April 20, 2024

Olympus Board Signals Intent to Resign

At a news conference, Olympus said one director had resigned, others may follow and the entire board could go once the company submits its second-quarter earnings, due by Dec. 14, and takes steps to put the disgraced company back on track.

An external investigative panel report, unveiled Tuesday, concluded that several former executives spent 13 years running a complex scheme to hide huge investment losses off the company’s balance sheet.

“Our corporate governance was severely criticized,” said Olympus’s president, Shuichi Takayama. “As the representative of the company, I apologize sincerely.”

The former chief executive, Michael C. Woodford, fired in October after questioning murky acquisition deals, is campaigning to return to lead the 92-year-old maker of cameras and medical equipment and has called for an extraordinary shareholders’ meeting to pick a new board.

Mr. Takayama, who took over after the scandal broke, said the earliest such a meeting could be held was late February. He said the management would not resign before then and would pick its own slate of candidates.

“We are still considering the plan” for a new president, Mr. Takayama said. “We don’t know what Mr. Woodford is thinking, but he has said he will pursue a proxy fight, so we think there will certainly be a proposal.”

“We will have the shareholders meeting decide,” he added, although he gave a nod to Mr. Woodford for “pointing out problems that the current board failed to do.”

Olympus also set up an outside committee to advise whether to file criminal complaints or sue those responsible for the scandal, which has cut the value of the company’s shares by half and fanned fears about Japan’s corporate governance generally.

“We deeply regret that we have given a very negative impression to Japan and possibly the world,” a grim-faced Mr. Takayama said.

Announcing the new committee, which is to report its recommendations by Jan. 8, the company also said that its senior executive director, Makoto Nakatsuka, had quit the board, joining others who have left since the scandal erupted.

In the report released Tuesday, Mr. Nakatsuka was found to have helped the two main architects of the cover-up, the former internal auditor Hideo Yamada and the former executive vice president Hisashi Mori, to manage Olympus’s financial assets in the late 1980s, when it embarked on risky investments that led to the losses.

Olympus, which is still at risk of being kicked off the Tokyo stock market and forced into a humiliating sale of core assets, said it would set up a second external panel to examine the responsibility of the company’s auditors.

The damning report, prepared by outside legal and accounting experts, said Olympus management was “rotten to the core,” and ruled by a culture of absolute corporate loyalty and a desire to flatter financial performance.

Mr. Takayama has said that Olympus will consider legal steps, including criminal complaints, against those found responsible. He has blamed Mr. Mori and Mr. Yamada for masterminding the cover-up, and the panel found that two former company presidents were also told of the concealment.

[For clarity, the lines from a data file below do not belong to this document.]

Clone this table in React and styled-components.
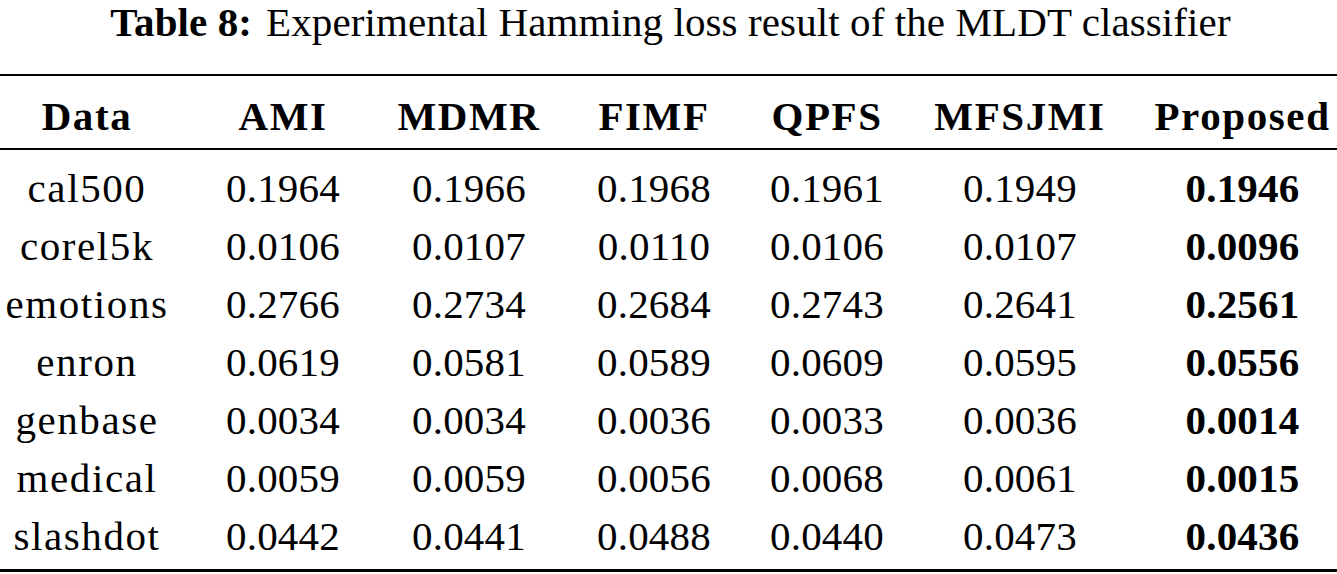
import React from "react";
import styled, { createGlobalStyle } from "styled-components";

const Global = createGlobalStyle`
  html, body { margin: 0; padding: 0; background: #fff; }
  body { font-family: "Liberation Serif", "Times New Roman", serif; color: #000; }
`;

const Page = styled.div`
  width: 1337px;
  height: 574px;
  overflow: hidden;
  background: #fff;
`;

const Caption = styled.div`
  display: flex;
  justify-content: center;
  align-items: flex-start;
  font-size: 41px;
  line-height: 44px;
  height: 72px;
  box-sizing: border-box;
  padding-left: 4px;
  letter-spacing: 0.1px;
  white-space: nowrap;
`;

const CapLabel = styled.span`
  font-weight: 700;
  margin-right: 14px;
`;

const Table = styled.div`
  border-top: 2px solid #000;
  border-bottom: 3px solid #000;
  margin-top: 2px;
`;

const cols = "174px 218px 154px 216px 130px 256px 189px";

const HeadRow = styled.div`
  display: grid;
  grid-template-columns: ${cols};
  height: 72px;
  align-items: center;
  border-bottom: 2px solid #000;
  font-weight: 700;
`;

const Body = styled.div`
  padding: 9px 0 4px;
`;

const Row = styled.div`
  display: grid;
  grid-template-columns: ${cols};
  height: 58px;
  align-items: center;
`;

const Cell = styled.div`
  text-align: center;
  font-size: 41px;
  line-height: 46px;
  white-space: nowrap;
  font-weight: ${(p) => (p.$bold ? 700 : "inherit")};
  letter-spacing: ${(p) => (p.$num ? "0.2px" : "1.6px")};
  padding-top: ${(p) => (p.$head ? "7px" : "0")};
`;

const headers = ["Data", "AMI", "MDMR", "FIMF", "QPFS", "MFSJMI", "Proposed"];

const rows = [
  ["cal500", "0.1964", "0.1966", "0.1968", "0.1961", "0.1949", "0.1946"],
  ["corel5k", "0.0106", "0.0107", "0.0110", "0.0106", "0.0107", "0.0096"],
  ["emotions", "0.2766", "0.2734", "0.2684", "0.2743", "0.2641", "0.2561"],
  ["enron", "0.0619", "0.0581", "0.0589", "0.0609", "0.0595", "0.0556"],
  ["genbase", "0.0034", "0.0034", "0.0036", "0.0033", "0.0036", "0.0014"],
  ["medical", "0.0059", "0.0059", "0.0056", "0.0068", "0.0061", "0.0015"],
  ["slashdot", "0.0442", "0.0441", "0.0488", "0.0440", "0.0473", "0.0436"],
];

export default function App() {
  return (
    <Page>
      <Global />
      <Caption>
        <CapLabel>Table 8:</CapLabel>
        <span>Experimental Hamming loss result of the MLDT classifier</span>
      </Caption>
      <Table>
        <HeadRow>
          {headers.map((h) => (
            <Cell key={h} $head>
              {h}
            </Cell>
          ))}
        </HeadRow>
        <Body>
          {rows.map((r) => (
            <Row key={r[0]}>
              {r.map((v, i) => (
                <Cell key={i} $num={i > 0} $bold={i === 6}>
                  {v}
                </Cell>
              ))}
            </Row>
          ))}
        </Body>
      </Table>
    </Page>
  );
}
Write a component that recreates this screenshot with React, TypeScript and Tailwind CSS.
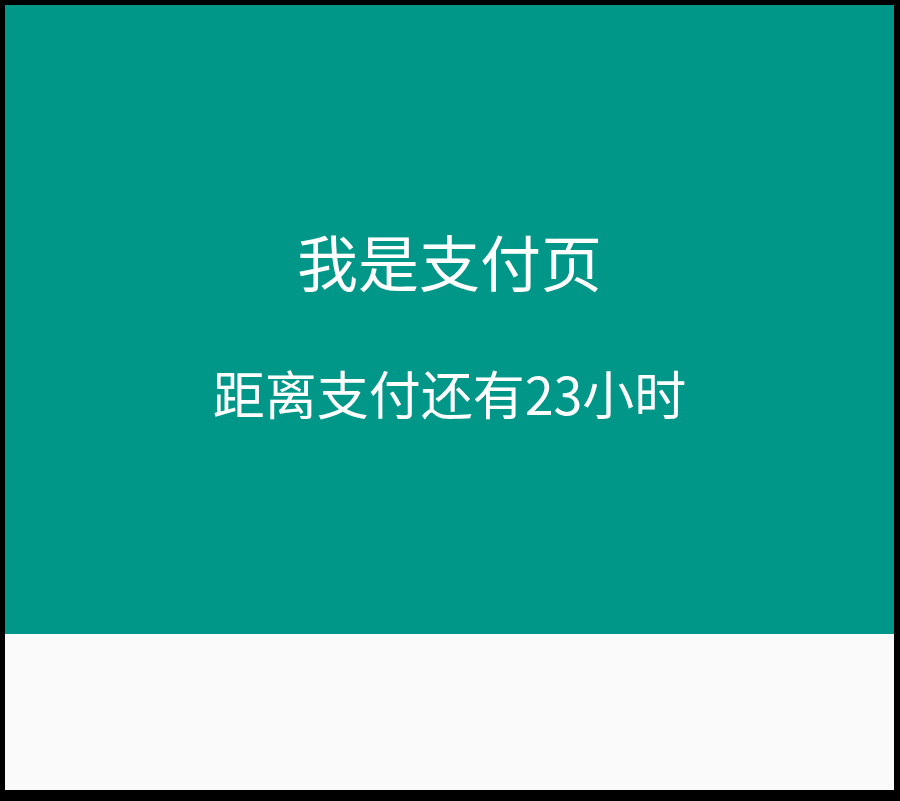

Olympus faces a number of hurdles in its struggle to survive. It must meet the deadline next week for submitting its results for the six months to end-September, a task that requires combing through and sorting out decades of cooked books. Even if it meets that deadline, the Tokyo Stock Exchange could still delist Olympus shares depending on the scale of the previous financial misstatements.

Mr. Takayama, the company’s president, said that as far as he knew, Olympus’s liabilities had not exceeded assets at any point since 2000, but he admitted the company’s capital situation was tough and said that it might sell assets or accept a capital tie-up with another company.

“We haven’t decided our direction on that at this point but, as you mention, the capital situation is very difficult,” he said. “Therefore, we can’t deny that this is a possibility. If there is such an opportunity, we would like to consider it.”

One of the few glimmers of hope from the panel report Tuesday was its conclusion that there was no evidence of a much-rumored link between the scandal and organized crime. If a link were found — and the police are still investigating — Olympus would most likely be delisted from the stock market.

The police, prosecutors and the securities watchdog are still investigating the Olympus affair and are expected to step up their inquiries now that the independent panel has issued its report.